*GIVEN EXERCISE*
Extract the whole listing as it stands. Do not include the pictures.

——

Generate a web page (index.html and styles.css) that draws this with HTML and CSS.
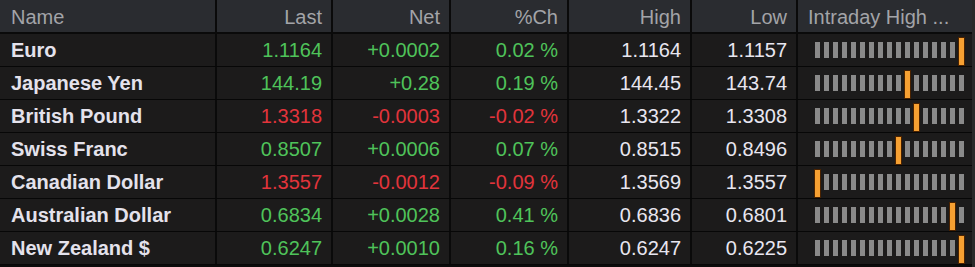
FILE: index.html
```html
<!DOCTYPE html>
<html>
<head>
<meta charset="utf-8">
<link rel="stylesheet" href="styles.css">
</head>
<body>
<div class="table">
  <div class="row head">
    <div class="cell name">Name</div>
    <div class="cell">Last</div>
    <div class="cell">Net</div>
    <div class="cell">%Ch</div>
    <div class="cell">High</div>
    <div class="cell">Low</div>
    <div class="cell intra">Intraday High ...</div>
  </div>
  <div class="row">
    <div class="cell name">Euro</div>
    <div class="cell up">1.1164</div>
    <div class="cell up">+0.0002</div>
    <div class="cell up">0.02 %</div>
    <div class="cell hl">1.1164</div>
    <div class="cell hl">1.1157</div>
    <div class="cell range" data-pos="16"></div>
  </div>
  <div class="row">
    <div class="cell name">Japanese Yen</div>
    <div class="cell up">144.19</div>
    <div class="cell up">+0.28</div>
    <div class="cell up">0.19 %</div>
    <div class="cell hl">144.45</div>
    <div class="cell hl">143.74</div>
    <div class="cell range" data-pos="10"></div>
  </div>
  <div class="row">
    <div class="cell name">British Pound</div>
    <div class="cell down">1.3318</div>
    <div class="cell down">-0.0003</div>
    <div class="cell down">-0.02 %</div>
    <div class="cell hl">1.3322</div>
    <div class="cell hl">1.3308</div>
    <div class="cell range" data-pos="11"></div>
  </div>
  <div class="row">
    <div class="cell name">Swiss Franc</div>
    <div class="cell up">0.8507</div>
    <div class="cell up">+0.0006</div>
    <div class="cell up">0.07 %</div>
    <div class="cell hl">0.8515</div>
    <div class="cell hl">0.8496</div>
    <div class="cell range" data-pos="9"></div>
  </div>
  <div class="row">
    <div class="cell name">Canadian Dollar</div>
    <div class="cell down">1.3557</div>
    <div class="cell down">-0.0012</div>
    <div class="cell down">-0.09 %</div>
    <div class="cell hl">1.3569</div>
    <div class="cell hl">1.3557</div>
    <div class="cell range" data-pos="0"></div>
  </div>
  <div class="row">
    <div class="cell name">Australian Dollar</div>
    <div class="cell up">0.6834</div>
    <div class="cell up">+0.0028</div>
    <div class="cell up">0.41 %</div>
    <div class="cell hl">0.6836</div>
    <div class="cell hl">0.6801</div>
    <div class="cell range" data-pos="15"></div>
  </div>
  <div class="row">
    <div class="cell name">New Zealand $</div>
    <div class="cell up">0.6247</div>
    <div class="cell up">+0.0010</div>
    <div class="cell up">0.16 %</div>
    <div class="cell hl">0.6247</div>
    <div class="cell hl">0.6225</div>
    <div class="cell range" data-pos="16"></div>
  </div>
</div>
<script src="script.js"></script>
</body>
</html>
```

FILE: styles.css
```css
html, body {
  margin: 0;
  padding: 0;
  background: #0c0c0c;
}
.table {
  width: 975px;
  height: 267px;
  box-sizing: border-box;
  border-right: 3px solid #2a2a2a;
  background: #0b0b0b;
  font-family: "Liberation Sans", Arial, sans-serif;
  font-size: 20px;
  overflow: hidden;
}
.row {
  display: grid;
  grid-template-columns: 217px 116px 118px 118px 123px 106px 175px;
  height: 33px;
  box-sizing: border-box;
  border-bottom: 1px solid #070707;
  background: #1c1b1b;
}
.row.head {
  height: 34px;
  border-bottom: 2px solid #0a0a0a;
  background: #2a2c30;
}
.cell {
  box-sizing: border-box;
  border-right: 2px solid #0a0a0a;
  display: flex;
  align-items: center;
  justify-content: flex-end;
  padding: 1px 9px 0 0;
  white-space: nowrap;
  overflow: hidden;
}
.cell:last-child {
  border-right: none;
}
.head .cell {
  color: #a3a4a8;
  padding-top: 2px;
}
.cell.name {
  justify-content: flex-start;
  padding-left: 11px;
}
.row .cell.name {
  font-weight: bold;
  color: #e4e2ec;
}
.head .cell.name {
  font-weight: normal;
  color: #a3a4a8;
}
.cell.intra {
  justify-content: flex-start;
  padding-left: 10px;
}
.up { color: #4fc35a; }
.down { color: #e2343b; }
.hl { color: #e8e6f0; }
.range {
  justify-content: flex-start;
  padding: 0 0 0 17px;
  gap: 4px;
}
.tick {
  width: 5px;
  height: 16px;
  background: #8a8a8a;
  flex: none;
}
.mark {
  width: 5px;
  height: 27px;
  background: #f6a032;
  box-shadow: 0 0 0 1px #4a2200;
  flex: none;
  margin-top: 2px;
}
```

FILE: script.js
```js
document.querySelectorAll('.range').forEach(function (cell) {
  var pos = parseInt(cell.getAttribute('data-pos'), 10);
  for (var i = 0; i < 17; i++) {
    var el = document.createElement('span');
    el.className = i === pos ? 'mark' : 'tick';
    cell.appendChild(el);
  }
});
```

——

*COMPLETED TASK*
Generate a web page (index.html and styles.css) that draws this with HTML and CSS.
FILE: index.html
```html
<!DOCTYPE html>
<html>
<head>
<meta charset="utf-8">
<link rel="stylesheet" href="styles.css">
</head>
<body>
<div class="table">
  <div class="row head">
    <div class="cell name">Name</div>
    <div class="cell">Last</div>
    <div class="cell">Net</div>
    <div class="cell">%Ch</div>
    <div class="cell">High</div>
    <div class="cell">Low</div>
    <div class="cell intra">Intraday High ...</div>
  </div>
  <div class="row">
    <div class="cell name">Euro</div>
    <div class="cell up">1.1164</div>
    <div class="cell up">+0.0002</div>
    <div class="cell up">0.02 %</div>
    <div class="cell hl">1.1164</div>
    <div class="cell hl">1.1157</div>
    <div class="cell range" data-pos="16"></div>
  </div>
  <div class="row">
    <div class="cell name">Japanese Yen</div>
    <div class="cell up">144.19</div>
    <div class="cell up">+0.28</div>
    <div class="cell up">0.19 %</div>
    <div class="cell hl">144.45</div>
    <div class="cell hl">143.74</div>
    <div class="cell range" data-pos="10"></div>
  </div>
  <div class="row">
    <div class="cell name">British Pound</div>
    <div class="cell down">1.3318</div>
    <div class="cell down">-0.0003</div>
    <div class="cell down">-0.02 %</div>
    <div class="cell hl">1.3322</div>
    <div class="cell hl">1.3308</div>
    <div class="cell range" data-pos="11"></div>
  </div>
  <div class="row">
    <div class="cell name">Swiss Franc</div>
    <div class="cell up">0.8507</div>
    <div class="cell up">+0.0006</div>
    <div class="cell up">0.07 %</div>
    <div class="cell hl">0.8515</div>
    <div class="cell hl">0.8496</div>
    <div class="cell range" data-pos="9"></div>
  </div>
  <div class="row">
    <div class="cell name">Canadian Dollar</div>
    <div class="cell down">1.3557</div>
    <div class="cell down">-0.0012</div>
    <div class="cell down">-0.09 %</div>
    <div class="cell hl">1.3569</div>
    <div class="cell hl">1.3557</div>
    <div class="cell range" data-pos="0"></div>
  </div>
  <div class="row">
    <div class="cell name">Australian Dollar</div>
    <div class="cell up">0.6834</div>
    <div class="cell up">+0.0028</div>
    <div class="cell up">0.41 %</div>
    <div class="cell hl">0.6836</div>
    <div class="cell hl">0.6801</div>
    <div class="cell range" data-pos="15"></div>
  </div>
  <div class="row">
    <div class="cell name">New Zealand $</div>
    <div class="cell up">0.6247</div>
    <div class="cell up">+0.0010</div>
    <div class="cell up">0.16 %</div>
    <div class="cell hl">0.6247</div>
    <div class="cell hl">0.6225</div>
    <div class="cell range" data-pos="16"></div>
  </div>
</div>
<script src="script.js"></script>
</body>
</html>
```

FILE: styles.css
```css
html, body {
  margin: 0;
  padding: 0;
  background: #0c0c0c;
}
.table {
  width: 975px;
  height: 267px;
  box-sizing: border-box;
  border-right: 3px solid #2a2a2a;
  background: #0b0b0b;
  font-family: "Liberation Sans", Arial, sans-serif;
  font-size: 20px;
  overflow: hidden;
}
.row {
  display: grid;
  grid-template-columns: 217px 116px 118px 118px 123px 106px 175px;
  height: 33px;
  box-sizing: border-box;
  border-bottom: 1px solid #070707;
  background: #1c1b1b;
}
.row.head {
  height: 34px;
  border-bottom: 2px solid #0a0a0a;
  background: #2a2c30;
}
.cell {
  box-sizing: border-box;
  border-right: 2px solid #0a0a0a;
  display: flex;
  align-items: center;
  justify-content: flex-end;
  padding: 1px 9px 0 0;
  white-space: nowrap;
  overflow: hidden;
}
.cell:last-child {
  border-right: none;
}
.head .cell {
  color: #a3a4a8;
  padding-top: 2px;
}
.cell.name {
  justify-content: flex-start;
  padding-left: 11px;
}
.row .cell.name {
  font-weight: bold;
  color: #e4e2ec;
}
.head .cell.name {
  font-weight: normal;
  color: #a3a4a8;
}
.cell.intra {
  justify-content: flex-start;
  padding-left: 10px;
}
.up { color: #4fc35a; }
.down { color: #e2343b; }
.hl { color: #e8e6f0; }
.range {
  justify-content: flex-start;
  padding: 0 0 0 17px;
  gap: 4px;
}
.tick {
  width: 5px;
  height: 16px;
  background: #8a8a8a;
  flex: none;
}
.mark {
  width: 5px;
  height: 27px;
  background: #f6a032;
  box-shadow: 0 0 0 1px #4a2200;
  flex: none;
  margin-top: 2px;
}
```

FILE: script.js
```js
document.querySelectorAll('.range').forEach(function (cell) {
  var pos = parseInt(cell.getAttribute('data-pos'), 10);
  for (var i = 0; i < 17; i++) {
    var el = document.createElement('span');
    el.className = i === pos ? 'mark' : 'tick';
    cell.appendChild(el);
  }
});
```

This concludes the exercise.